Es gab Speckknödel und Sauerkraut. Die hatte Eleonore auch oft gekocht – damals. Aber die der alten Frau schmeckten fast ebenso gut.


Nach dem Essen rechte er das Laub zusammen, bevor er sich in den Liegestuhl setzte. Die Sonne hatte an diesem Herbsttag schon viel von ihrer Kraft verloren und verbreitete eine milde Wärme.


Er mochte wohl eine Stunde geschlafen haben, als das Läuten der Türklingel zu ihm in den Garten drang und ihn weckte. Das würde Manfred sein.
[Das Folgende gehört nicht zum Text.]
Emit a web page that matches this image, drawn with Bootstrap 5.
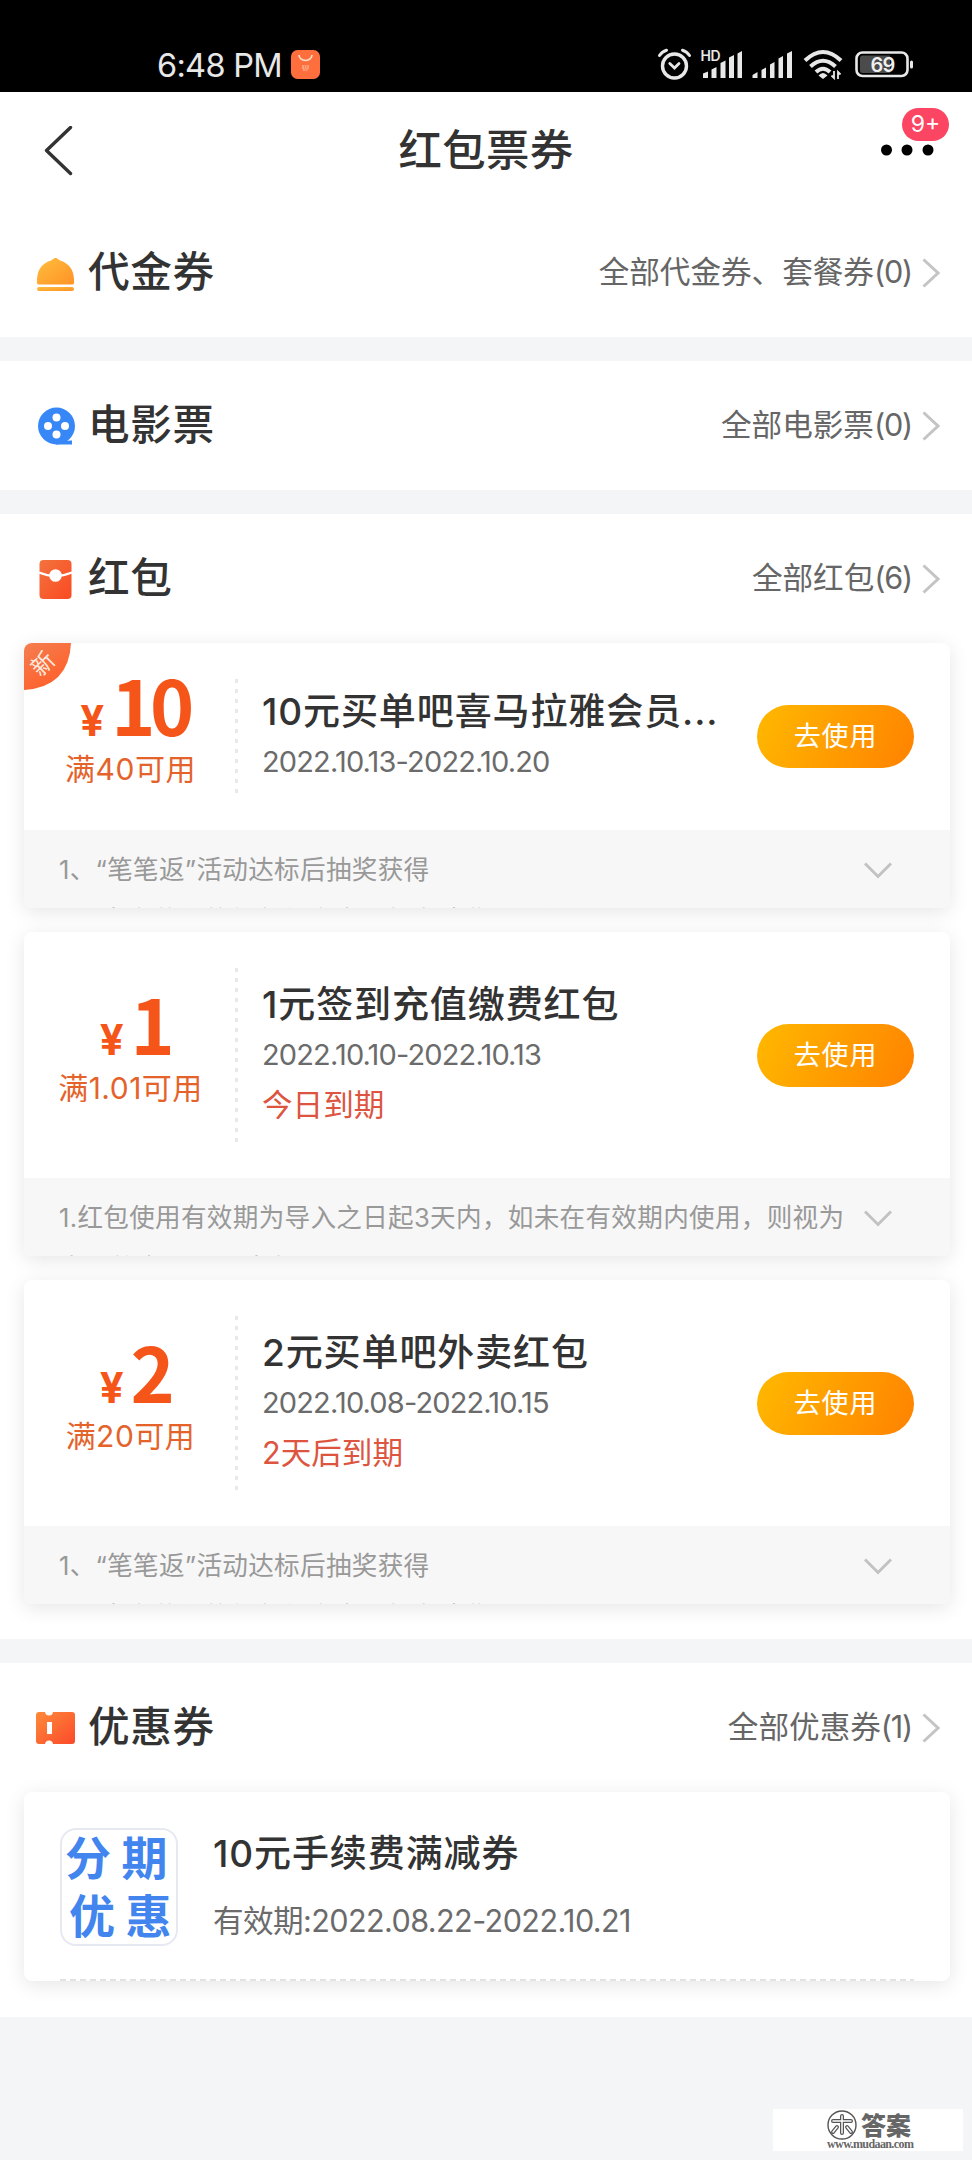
<!DOCTYPE html>
<html lang="zh-CN">
<head>
<meta charset="utf-8">
<meta name="viewport" content="width=device-width, initial-scale=1">
<title>红包票券</title>
<link rel="stylesheet" href="https://cdn.jsdelivr.net/npm/bootstrap@5.3.0/dist/css/bootstrap.min.css">
<style>
  body{font-family:Inter,"Noto Sans CJK SC",sans-serif;color:#333;background:#f4f5f7;width:972px;height:2160px;overflow:hidden;line-height:1}
  svg{display:block;flex:none}
  .statusbar{height:92px;background:#000;color:#e8e8e8;padding:38px 56px 0 157px}
  .clock{font-size:32.5px;line-height:55px;width:134px;letter-spacing:-.7px}
  .app-mark{margin-top:12px}
  .topbar{height:116px;padding:1px 44px 0 44px}
  .topbar h1{font-size:43.4px;font-weight:500;letter-spacing:.4px}
  .msgs{width:64px;height:20px}
  .msgs svg{overflow:visible}
  .msg-count{left:38px;top:-33px;width:47px;height:33px;background:#fb4562;font-size:23px;font-weight:400;line-height:33px;padding:0}
  .panel{background:#fff;margin-bottom:24px}
  .panel-head{height:129px;padding:0 32px 0 35px}
  .panel-head h2{font-size:41.6px;font-weight:500;letter-spacing:.6px;margin-left:11px}
  .more{font-size:30.6px;color:#666;font-weight:400;gap:10px}
  .more .cnt{letter-spacing:-1.2px}
  .sheet{width:926px;border-radius:8px;background:#fff;box-shadow:0 4px 20px rgba(0,0,0,.1);overflow:hidden;margin:0 auto 24px 24px}
  .coupon{height:246px}
  .coupon.short{height:187px}
  .worth{width:211px;padding-left:2px;color:#f6551a}
  .worth-row{height:66px;padding-left:8px;font-family:"Noto Sans CJK SC",sans-serif;font-weight:700;line-height:43px}
  .worth-row .yen{font-family:Inter,sans-serif;font-size:42px;margin-right:7px}
  .worth-row .fig{font-size:75px;letter-spacing:-5.5px}
  .cond{font-size:30px;letter-spacing:.5px;line-height:43px;color:#e4632b}
  .vdash{width:3px;align-self:stretch;margin:36px 24px 34px 0;background:repeating-linear-gradient(#e9e9e9 0 4px,transparent 4px 10px)}
  .info{line-height:50px;white-space:nowrap}
  .name{font-size:37px;font-weight:500;letter-spacing:.9px}
  .date{font-size:29px;color:#6b6b6b;letter-spacing:-.85px}
  .offer-date{font-size:30.6px;letter-spacing:-.6px}
  .due{font-size:30.6px;color:#dd5540}
  .use{width:157px;height:63px;border-radius:32px;background:linear-gradient(115deg,#ffb900,#ff9d00 50%,#ff8200);color:#fff;font-size:27px;letter-spacing:.9px;margin-right:36px;padding:0;border:0;line-height:63px}
  .rules{height:78px;background:#f7f7f7;color:#999;font-size:25.6px;letter-spacing:.3px;line-height:51px;padding:14px 58px 0 35px;overflow:hidden}
  .rules p{margin:0;width:790px;height:64px;overflow:hidden;white-space:nowrap}
  .rules svg{margin-top:18px}
  .thumb{width:118px;height:118px;border:2px solid #e6e8f2;border-radius:16px;margin:0 35px 0 36px;font-family:"Noto Sans CJK SC",sans-serif;font-weight:700;font-size:46px;line-height:58px;color:#4285ee;letter-spacing:10.500px;white-space:nowrap;padding-left:3px}
  .thumb div{margin-top:-4px}
  .thumb .low{padding-left:4px;margin-top:0}
  .offer{height:189px}
  .offer .info{line-height:67px}
  .hdash{left:36px;right:36px;bottom:0;height:2px;background:repeating-linear-gradient(90deg,#e2e2e2 0 6px,transparent 6px 10px)}
  .packets{height:1125px}
  .offers{height:354px}
  .site{left:773px;top:2109px;width:190px;height:42px;background:#fff;color:#666}
  .site b{font-family:"Noto Sans CJK SC",sans-serif;font-weight:900;font-size:25px;line-height:28px}
  .site small{font-family:"Liberation Serif",serif;font-weight:700;font-size:12px;line-height:10px;left:54px;top:30px;letter-spacing:-.6px}
</style>
<script src="https://cdn.jsdelivr.net/npm/bootstrap@5.3.0/dist/js/bootstrap.bundle.min.js"></script>
</head>
<body class="position-relative">

<header class="statusbar d-flex align-items-start">
  <span class="clock text-nowrap">6:48 PM</span>
  <svg class="app-mark" width="30" height="30" viewBox="0 0 30 30"><rect width="29" height="29" rx="6.5" fill="#ff6f3e"/><path d="M8 5a6.5 5.5 0 0 0 13 0" fill="none" stroke="#ffe0c8" stroke-width="1.6"/><path d="M11 16h7M11 18h7M12 20h5" stroke="#ffd2b8" stroke-width="1" stroke-dasharray="2 .6"/></svg>
  <div class="d-flex ms-auto" style="margin-top:10px">
    <svg width="36" height="32" viewBox="0 0 36 32" fill="none" stroke="#e8e8e8" stroke-linecap="round"><circle cx="17.500" cy="18" r="12" stroke-width="3.400"/><path d="M12.800 15.500 17.500 20l4.500-4.500" stroke-width="2.800"/><path d="M2.500 7.500Q5 3.500 9.500 2.200M32.500 7.500Q30 3.500 25.500 2.200" stroke-width="3"/></svg>
    <svg width="44" height="32" viewBox="0 0 44 32" fill="#e8e8e8" class="ms-2"><text x="-.5" y="12.500" font-size="14" font-weight="600" textLength="20">HD</text><path d="M2 25.500l5-2V30H2zM10.500 21.500l5-2.500V30h-5zM19.500 15l5-2.500V30h-5zM28 9.500l5-2.500V30h-5zM36.500 5.500l4.500-2.500V30h-4.500z"/></svg>
    <svg width="44" height="32" viewBox="0 0 44 32" fill="#e8e8e8" style="margin-left:6px"><path d="M1.500 27l5-3V30h-5zM10.500 22l4.500-2.500V30h-4.500zM19 16.500l4.500-2.500V30H19zM27.500 10.500L32 8v22h-4.500zM36 5.500l5-2.500V30h-5z"/></svg>
    <svg width="42" height="32" viewBox="0 0 42 32" fill="none" stroke="#e8e8e8" stroke-width="4" style="margin-left:8px"><path d="M2 12.500Q20-4.500 38 12.500M7.500 18.500Q20 7 32.500 18.500M13 24Q20 17.500 27 24"/><path d="M15.500 27.500Q20 22.500 24.500 27.500L20 31z" fill="#e8e8e8" stroke="none"/><path d="M31 23v7l-2.500-2.500M35 31v-7l2.500 2.500" stroke-width="1.800"/></svg>
    <svg width="62" height="32" viewBox="0 0 62 32" style="margin-left:9px"><rect x="2.500" y="4.500" width="51" height="23.500" rx="6" fill="none" stroke="#e8e8e8" stroke-width="2.600"/><path d="M6 10q0-2.500 2.500-2.500H36V25H8.500Q6 25 6 22.500z" fill="#4b4b4b"/><text x="28.500" y="23.500" font-size="20" font-weight="600" fill="#f0f0f0" text-anchor="middle" letter-spacing="-.8">69</text><rect x="56" y="12.500" width="3" height="8" rx="1.500" fill="#e8e8e8"/></svg>
  </div>
</header>

<main>
<section class="panel">
  <nav class="topbar d-flex align-items-center justify-content-between bg-white">
    <svg width="64" height="50" viewBox="0 0 64 50" fill="none" stroke="#333" stroke-width="3.400" stroke-linecap="round" stroke-linejoin="round"><path d="M26.500 1.500 2.500 24.500 26.500 47.500"/></svg>
    <h1 class="m-0">红包票券</h1>
    <div class="msgs position-relative">
      <svg width="64" height="20" viewBox="0 0 64 20"><circle cx="22.500" cy="9" r="5.500"/><circle cx="43" cy="9" r="5.500"/><circle cx="64" cy="9" r="5.500"/></svg>
      <span class="msg-count badge rounded-pill position-absolute">9+</span>
    </div>
  </nav>
  <div class="panel-head d-flex align-items-center">
    <svg width="42" height="42" viewBox="0 0 42 42"><defs><linearGradient id="gy" x2="1" y2="1"><stop stop-color="#ffbe3e"/><stop offset="1" stop-color="#ff9226"/></linearGradient></defs><path d="M2 31.500Q1 13 16 8.500l3.500-2.500h2L25 8.500Q40 13 39 31.500Q38.500 32.500 37 32.500H4Q2.500 32.500 2 31.500z" fill="url(#gy)"/><rect x="2" y="35" width="37" height="4" rx="2" fill="url(#gy)"/></svg>
    <h2 class="mb-0">代金券</h2>
    <div class="more d-flex align-items-center ms-auto"><span>全部代金券、套餐券<span class="cnt">(0)</span></span>
      <svg width="18" height="30" viewBox="0 0 18 30" fill="none" stroke="#c4c4c4" stroke-width="3"><path d="M1.500 1.500 16 15 1.500 28.500"/></svg></div>
  </div>
</section>

<section class="panel">
  <div class="panel-head d-flex align-items-center">
    <svg width="42" height="42" viewBox="0 0 42 42"><circle cx="21.500" cy="21" r="18.500" fill="#3787f7"/><path d="M21 36h10l4-.5h2v4H21z" fill="#3787f7"/><g fill="#fff"><circle cx="21.500" cy="12.500" r="4"/><circle cx="13" cy="21" r="4"/><circle cx="30" cy="21" r="4"/><circle cx="21.500" cy="29.500" r="4"/></g></svg>
    <h2 class="mb-0">电影票</h2>
    <div class="more d-flex align-items-center ms-auto"><span>全部电影票<span class="cnt">(0)</span></span>
      <svg width="18" height="30" viewBox="0 0 18 30" fill="none" stroke="#c4c4c4" stroke-width="3"><path d="M1.500 1.500 16 15 1.500 28.500"/></svg></div>
  </div>
</section>

<section class="panel packets">
  <div class="panel-head d-flex align-items-center">
    <svg width="42" height="42" viewBox="0 0 42 42"><defs><linearGradient id="gr" x2="1" y2="1"><stop stop-color="#f2733e"/><stop offset="1" stop-color="#fb4a22"/></linearGradient></defs><rect x="4.500" y="2" width="32" height="39" rx="4" fill="url(#gr)"/><path d="M4 14.500q8.500 3.500 16.500 3.500T37 14.500" fill="none" stroke="#fff" stroke-width="2.200"/><circle cx="20.500" cy="17.500" r="6.300" fill="#fff"/></svg>
    <h2 class="mb-0">红包</h2>
    <div class="more d-flex align-items-center ms-auto"><span>全部红包<span class="cnt">(6)</span></span>
      <svg width="18" height="30" viewBox="0 0 18 30" fill="none" stroke="#c4c4c4" stroke-width="3"><path d="M1.500 1.500 16 15 1.500 28.500"/></svg></div>
  </div>

  <article class="sheet position-relative">
    <svg class="position-absolute top-0 start-0" width="48" height="48" viewBox="0 0 48 48"><defs><linearGradient id="gn" y2="1" x2=".6"><stop stop-color="#f47e50"/><stop offset="1" stop-color="#ff5f2a"/></linearGradient></defs><path d="M0 0h47Q45 44 0 47z" fill="url(#gn)"/><text transform="translate(18.500 20.500) rotate(-45)" text-anchor="middle" y="8.500" font-size="23" fill="#ffece0">新</text></svg>
    <div class="coupon short d-flex align-items-center">
      <div class="worth text-center"><div class="worth-row"><span class="yen">¥</span><span class="fig">10</span></div><div class="cond">满40可用</div></div>
      <div class="vdash"></div>
      <div class="info"><div class="name">10元买单吧喜马拉雅会员...</div><div class="date">2022.10.13-2022.10.20</div></div>
      <button class="use btn ms-auto">去使用</button>
    </div>
    <div class="rules d-flex justify-content-between"><p>1、“笔笔返”活动达标后抽奖获得<br>2、本次获得的红包优惠券，每次消费仅限使用一张，不可叠加</p>
      <svg width="28" height="18" viewBox="0 0 28 18" fill="none" stroke="#c2c2c2" stroke-width="3"><path d="M1 1.500 14 14.500 27 1.500"/></svg></div>
  </article>

  <article class="sheet">
    <div class="coupon d-flex align-items-center">
      <div class="worth text-center"><div class="worth-row"><span class="yen">¥</span><span class="fig">1</span></div><div class="cond">满1.01可用</div></div>
      <div class="vdash"></div>
      <div class="info"><div class="name">1元签到充值缴费红包</div><div class="date">2022.10.10-2022.10.13</div><div class="due">今日到期</div></div>
      <button class="use btn ms-auto">去使用</button>
    </div>
    <div class="rules d-flex justify-content-between"><p>1.红包使用有效期为导入之日起3天内，如未在有效期内使用，则视为<br>自动放弃，不予补发</p>
      <svg width="28" height="18" viewBox="0 0 28 18" fill="none" stroke="#c2c2c2" stroke-width="3"><path d="M1 1.500 14 14.500 27 1.500"/></svg></div>
  </article>

  <article class="sheet">
    <div class="coupon d-flex align-items-center">
      <div class="worth text-center"><div class="worth-row"><span class="yen">¥</span><span class="fig">2</span></div><div class="cond">满20可用</div></div>
      <div class="vdash"></div>
      <div class="info"><div class="name">2元买单吧外卖红包</div><div class="date">2022.10.08-2022.10.15</div><div class="due">2天后到期</div></div>
      <button class="use btn ms-auto">去使用</button>
    </div>
    <div class="rules d-flex justify-content-between"><p>1、“笔笔返”活动达标后抽奖获得<br>2、本次获得的红包优惠券，每次消费仅限使用一张，不可叠加</p>
      <svg width="28" height="18" viewBox="0 0 28 18" fill="none" stroke="#c2c2c2" stroke-width="3"><path d="M1 1.500 14 14.500 27 1.500"/></svg></div>
  </article>
</section>

<section class="panel offers">
  <div class="panel-head d-flex align-items-center">
    <svg width="42" height="42" viewBox="0 0 42 42"><defs><linearGradient id="gt" x2="1" y2="1"><stop stop-color="#ff8a3a"/><stop offset="1" stop-color="#fb4a2a"/></linearGradient></defs><path d="M4 5h6q.5 3.500 4 3.500T18 5H37q3 0 3 3v26q0 3-3 3H18q-.5-3.500-4-3.500T10 37H4q-3 0-3-3V8q0-3 3-3z" fill="url(#gt)"/><rect x="12" y="15" width="5" height="12" fill="#fff"/></svg>
    <h2 class="mb-0">优惠券</h2>
    <div class="more d-flex align-items-center ms-auto"><span>全部优惠券<span class="cnt">(1)</span></span>
      <svg width="18" height="30" viewBox="0 0 18 30" fill="none" stroke="#c4c4c4" stroke-width="3"><path d="M1.500 1.500 16 15 1.500 28.500"/></svg></div>
  </div>
  <article class="sheet position-relative">
    <div class="offer d-flex align-items-center">
      <div class="thumb"><div>分期</div><div class="low">优惠</div></div>
      <div class="info"><div class="name">10元手续费满减券</div><div class="date offer-date">有效期:2022.08.22-2022.10.21</div></div>
    </div>
    <div class="hdash position-absolute"></div>
  </article>
</section>
</main>

<div class="site position-absolute">
  <div class="d-flex" style="padding:1px 0 0 54px">
    <svg width="30" height="30" viewBox="0 0 30 30" fill="none" stroke="#555"><circle cx="15" cy="15" r="14" stroke-width="1.400"/><path d="M6 11h18M15 6v17M10 17l-4 5M20 17l4 5" stroke-width="4" stroke-linecap="round"/><path d="M6 11h18M15 6v17M10 17l-4 5M20 17l4 5" stroke="#fff" stroke-width="1.500" stroke-linecap="round"/></svg>
    <b class="ms-1">答案</b>
  </div>
  <small class="position-absolute">www.mudaan.com</small>
</div>
</body>
</html>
Manfred, der Arzt, mit dem er befreundet war und der gelegentlich vorbeikam, um einen Kaffee zu trinken und auf seine Gesundheit zu schauen, wie er es nannte.


“Na, wie geht es euch beiden?“ Manfred war gut gelaunt.


Vorsichtig setzte sich Walter in den abgenutzten Fauteuil des Wohnzimmers und lehnte seinen Stock an die Lehne.
„Im Prinzip gut, aber Eleonore geht mir immer mehr ab.“
Die Alte, die hinter ihm stand, strich ihm zärtlich über den Kopf. „Walter, mein Liebster. Eleonore, deine Frau, das bin doch ich!“ Sie warf dem Arzt einen bedeutsamen Blick zu.


„Ich weiß“, antwortete Walter, und es fiel ihm schwer, seinen Ärger zu unterdrücken. „Du heißt auch Eleonore, du wohnst da und du kümmerst dich ganz lieb um mich. Aber ich suche die andere Eleonore, die junge, die schlanke, die mit den langen blonden Haaren; die Eleonore, die ich damals geheiratet habe – das habe ich dir schon so oft gesagt!“ Verzweifelt sah er den Arzt an. „Manfred, du verstehst mich doch! Kannst du es ihr erklären?“


Wenig später war Walter in seinem Sessel eingeschlafen. Ein glückliches Lächeln lag auf seinen Lippen.
„Er träumt von dir“, sagte der Arzt.


Eleonore nickte und begann, das Kaffeegeschirr wegzuräumen.